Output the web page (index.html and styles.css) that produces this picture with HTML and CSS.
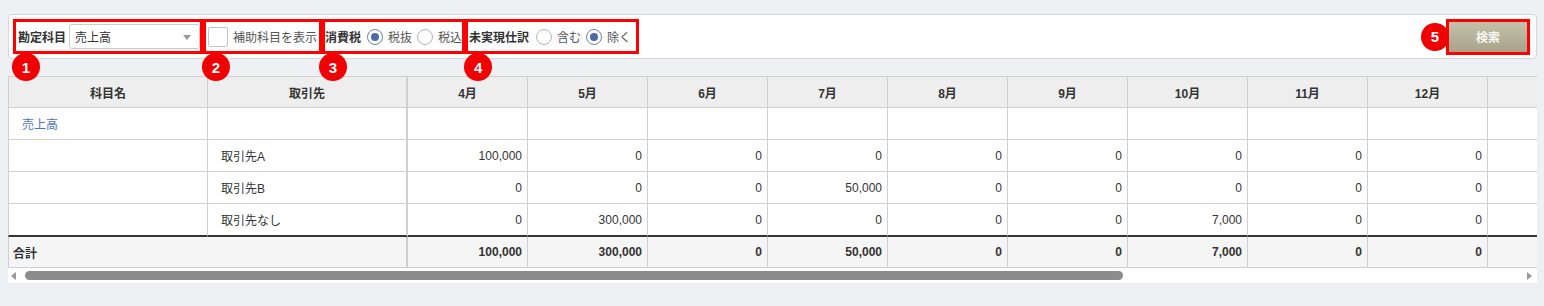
FILE: index.html
```html
<!DOCTYPE html>
<html lang="ja">
<head>
    <meta charset="UTF-8">
    <title>推移表</title>
    <link rel="stylesheet" href="styles.css">
</head>
<body>
    <div class="page">
        <div class="toolbar">
            <div class="mark field field-account">
                <span class="field-label">勘定科目</span>
                <div class="select"><span>売上高</span><span class="caret"></span></div>
                <span class="badge">1</span>
            </div>
            <div class="mark field field-sub">
                <label class="check"><input type="checkbox"><span>補助科目を表示</span></label>
                <span class="badge">2</span>
            </div>
            <div class="mark field field-tax">
                <span class="field-label">消費税</span>
                <label class="opt"><input type="radio" name="tax" checked><span>税抜</span></label>
                <label class="opt"><input type="radio" name="tax"><span>税込</span></label>
                <span class="badge badge-3">3</span>
            </div>
            <div class="mark field field-unreal">
                <span class="field-label">未実現仕訳</span>
                <label class="opt"><input type="radio" name="unreal"><span>含む</span></label>
                <label class="opt"><input type="radio" name="unreal" checked><span>除く</span></label>
                <span class="badge">4</span>
            </div>
            <div class="mark search-wrap">
                <button class="search" type="button">検索</button>
                <span class="badge badge-side">5</span>
            </div>
        </div>

        <div class="grid-wrap">
            <div class="grid-scroll">
                <table class="grid">
                    <thead>
                        <tr>
                            <th class="c-name">科目名</th>
                            <th class="c-partner">取引先</th>
                            <th>4月</th><th>5月</th><th>6月</th><th>7月</th><th>8月</th><th>9月</th>
                            <th>10月</th><th>11月</th><th>12月</th><th>1月</th><th>2月</th><th>3月</th><th>合計</th>
                        </tr>
                    </thead>
                    <tbody>
                        <tr>
                            <td class="c-name"><a class="acc-link" href="#">売上高</a></td>
                            <td class="c-partner"></td>
                            <td></td><td></td><td></td><td></td><td></td><td></td>
                            <td></td><td></td><td></td><td></td><td></td><td></td><td></td>
                        </tr>
                        <tr>
                            <td class="c-name"></td>
                            <td class="c-partner">取引先A</td>
                            <td class="num">100,000</td><td class="num">0</td><td class="num">0</td><td class="num">0</td><td class="num">0</td><td class="num">0</td>
                            <td class="num">0</td><td class="num">0</td><td class="num">0</td><td class="num">0</td><td class="num">0</td><td class="num">0</td><td class="num">100,000</td>
                        </tr>
                        <tr>
                            <td class="c-name"></td>
                            <td class="c-partner">取引先B</td>
                            <td class="num">0</td><td class="num">0</td><td class="num">0</td><td class="num">50,000</td><td class="num">0</td><td class="num">0</td>
                            <td class="num">0</td><td class="num">0</td><td class="num">0</td><td class="num">0</td><td class="num">0</td><td class="num">0</td><td class="num">50,000</td>
                        </tr>
                        <tr class="last">
                            <td class="c-name"></td>
                            <td class="c-partner">取引先なし</td>
                            <td class="num">0</td><td class="num">300,000</td><td class="num">0</td><td class="num">0</td><td class="num">0</td><td class="num">0</td>
                            <td class="num">7,000</td><td class="num">0</td><td class="num">0</td><td class="num">0</td><td class="num">0</td><td class="num">0</td><td class="num">307,000</td>
                        </tr>
                    </tbody>
                    <tfoot>
                        <tr class="total">
                            <td class="c-name c-total" colspan="2">合計</td>
                            <td class="num">100,000</td><td class="num">300,000</td><td class="num">0</td><td class="num">50,000</td><td class="num">0</td><td class="num">0</td>
                            <td class="num">7,000</td><td class="num">0</td><td class="num">0</td><td class="num">0</td><td class="num">0</td><td class="num">0</td><td class="num">457,000</td>
                        </tr>
                    </tfoot>
                </table>
            </div>
            <div class="hscroll">
                <span class="arrow arrow-left"></span>
                <span class="thumb"></span>
                <span class="arrow arrow-right"></span>
            </div>
        </div>
    </div>
</body>
</html>
```

FILE: styles.css
```css
body {
    margin: 0;
    background: #eff0f4;
    font-family: 'Liberation Sans', 'Noto Sans CJK JP', Arial, sans-serif;
    font-size: 12px;
    color: #333;
}
.page {
    padding: 14px 7px 0 8px;
}
.toolbar {
    display: flex;
    align-items: center;
    height: 45px;
    box-sizing: border-box;
    padding: 0 6px 0 4px;
    background: #fff;
    border: 1px solid #d6d6d6;
    border-radius: 4px;
}
.mark {
    position: relative;
    border: 3px solid #ff0000;
}
.field {
    display: flex;
    align-items: center;
    height: 35px;
    box-sizing: border-box;
    padding: 0 2px;
}
.field-label {
    font-weight: bold;
    color: #333;
}
.field-account {
    padding-right: 0;
}
.field-account .select {
    margin-left: 3px;
}
.select {
    position: relative;
    width: 131px;
    height: 25px;
    box-sizing: border-box;
    padding-left: 5px;
    display: flex;
    align-items: center;
    border: 1px solid #ccc;
    border-radius: 3px;
    background: #fff;
    color: #333;
}
.caret {
    position: absolute;
    right: 8px;
    top: 10px;
    border-left: 4px solid transparent;
    border-right: 4px solid transparent;
    border-top: 5px solid #9a9a9a;
}
.check {
    display: flex;
    align-items: center;
    gap: 5px;
    color: #555;
}
.check input {
    appearance: none;
    margin: 0;
    width: 20px;
    height: 20px;
    border: 1px solid #c4c4c4;
    border-radius: 2px;
    background: #fff;
}
.field-tax {
    padding: 0;
}
.field-tax .field-label {
    margin-right: 6px;
}
.field-unreal {
    padding: 0 5px 0 1px;
}
.field-unreal .field-label {
    margin-right: 7px;
}
.opt {
    display: flex;
    align-items: center;
    gap: 5px;
    color: #555;
    margin-right: 5px;
}
.opt:last-of-type {
    margin-right: 0;
}
.opt input {
    appearance: none;
    margin: 0;
    width: 16px;
    height: 16px;
    border: 1px solid #b5b5b5;
    border-radius: 50%;
    background: #fff;
    position: relative;
}
.opt input:checked {
    border-color: #6d7fa8;
}
.opt input:checked::after {
    content: "";
    position: absolute;
    left: 3px;
    top: 3px;
    width: 8px;
    height: 8px;
    border-radius: 50%;
    background: #4d68ad;
}
.search-wrap {
    margin-left: auto;
    display: flex;
}
.search {
    width: 78px;
    height: 30px;
    border: none;
    margin: 0;
    background: linear-gradient(180deg, #c3c0aa 0%, #a8a48b 100%);
    color: #f7f7f2;
    font-family: inherit;
    font-size: 12px;
    font-weight: bold;
    cursor: pointer;
}
.badge {
    position: absolute;
    left: -4px;
    top: 31px;
    width: 28px;
    height: 28px;
    border-radius: 50%;
    background: #f00000;
    color: #fff;
    font-family: 'Liberation Sans', Arial, sans-serif;
    font-size: 15px;
    font-weight: bold;
    display: flex;
    align-items: center;
    justify-content: center;
    z-index: 2;
}
.badge-3 {
    left: -6px;
}
.badge-side {
    left: -28px;
    top: 1px;
}

.grid-wrap {
    margin-top: 17px;
}
.grid-scroll {
    overflow: hidden;
}
.grid {
    border-collapse: separate;
    border-spacing: 0;
    table-layout: fixed;
    width: 1960px;
}
.grid th,
.grid td {
    box-sizing: border-box;
    width: 120px;
    height: 32px;
    padding: 0 5px;
    border-right: 1px solid #cfcfcf;
    border-bottom: 1px solid #cfcfcf;
    background: #fff;
    white-space: nowrap;
}
.grid th {
    border-top: 1px solid #cfcfcf;
    background: #eeeeee;
    font-weight: bold;
    text-align: center;
}
.grid .c-name {
    width: 200px;
    border-left: 1px solid #cfcfcf;
    padding-left: 13px;
}
.grid .c-partner {
    width: 200px;
    border-right: 2px solid #cfcfcf;
    padding-left: 13px;
}
.grid th.c-name,
.grid th.c-partner {
    padding-left: 5px;
}
.grid .num {
    text-align: right;
}
.acc-link {
    color: #4d74c2;
    text-decoration: none;
}
.grid .last td {
    height: 33px;
    border-bottom: 2px solid #333;
}
.grid .total td {
    height: 31px;
    background: #f5f5f5;
    font-weight: bold;
}
.grid .total .c-total {
    border-right: 2px solid #cfcfcf;
    padding-left: 4px;
}

.hscroll {
    display: flex;
    align-items: center;
    height: 15px;
    background: #fff;
}
.arrow {
    width: 0;
    height: 0;
    border-top: 4px solid transparent;
    border-bottom: 4px solid transparent;
}
.arrow-left {
    margin-left: 3px;
    border-right: 5px solid #9a9a9a;
}
.arrow-right {
    margin-left: auto;
    margin-right: 5px;
    border-left: 5px solid #9a9a9a;
}
.thumb {
    margin-left: 9px;
    width: 1098px;
    height: 9px;
    border-radius: 5px;
    background: #8c8c8c;
}
```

_ _ _ _

_EXERCISE PROMPT_:
Tally up the lines in the preceding listing that contain the string "index". Respond with the number and nothing else.

_WORKED ANSWER_:
3